- Aim of the task -
Repeat everything from the first line of the listing below through the line that contains "import React from", exactly. Leave out pictures.
··· Data shown ···
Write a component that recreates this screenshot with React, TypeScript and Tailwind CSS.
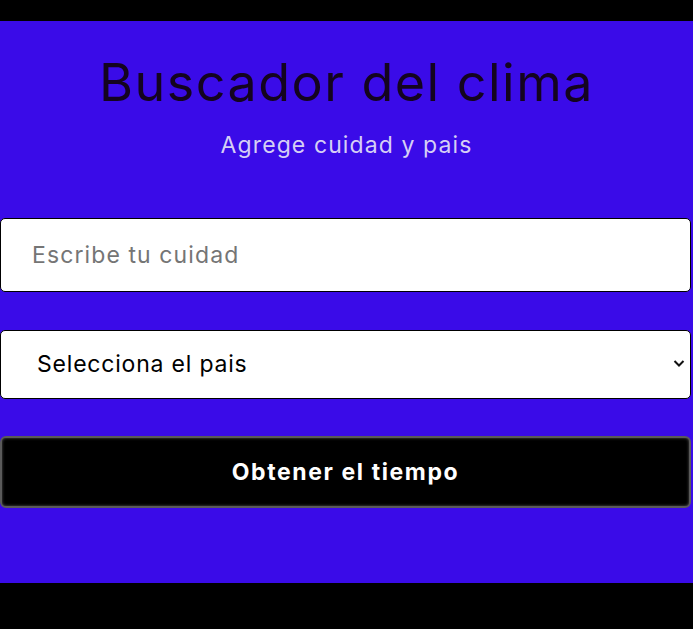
import React from "react";

export default function App() {
  const font = { fontFamily: "Inter, 'DejaVu Sans', sans-serif" };
  return (
    <div className="w-[693px] h-[629px] bg-black flex flex-col" style={font}>
      <div className="h-[21px] shrink-0" />
      <div className="h-[562px] bg-[#3a0be8] flex flex-col">
        <h1 className="mt-[30px] text-center text-[52px] leading-[64px] text-[#14041f] tracking-[1.5px]">
          Buscador del clima
        </h1>
        <p className="mt-[14px] text-center text-[23px] leading-[32px] text-[#d6cff5] tracking-[1.1px]">
          Agrege cuidad y pais
        </p>
        <div className="mt-[57px] w-[691px] h-[74px] bg-white border border-black rounded-[5px] flex items-center pl-[31px]">
          <span className="text-[23px] text-[#757575] tracking-[1.1px]">Escribe tu cuidad</span>
        </div>
        <div className="relative mt-[38px] w-[691px] h-[69px] bg-white border border-black rounded-[5px] flex items-center pl-[36px]">
          <span className="text-[23px] text-black tracking-[0.8px]">Selecciona el pais</span>
          <svg className="absolute right-[5px] top-[28px]" width="12" height="9" viewBox="0 0 12 9">
            <path d="M1.5 2 L6 6.5 L10.5 2" fill="none" stroke="#111" strokeWidth="2" />
          </svg>
        </div>
        <div className="mt-[37px] w-[691px] h-[72px] bg-black rounded-[6px] border-2 border-[#5a5a5a] shadow-[inset_0_0_3px_rgba(255,255,255,0.35)] flex items-center justify-center">
          <span className="text-[23px] font-bold text-white tracking-[1.6px]">Obtener el tiempo</span>
        </div>
      </div>
    </div>
  );
}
···
- Response for this exercise -
Write a component that recreates this screenshot with React, TypeScript and Tailwind CSS.
import React from "react";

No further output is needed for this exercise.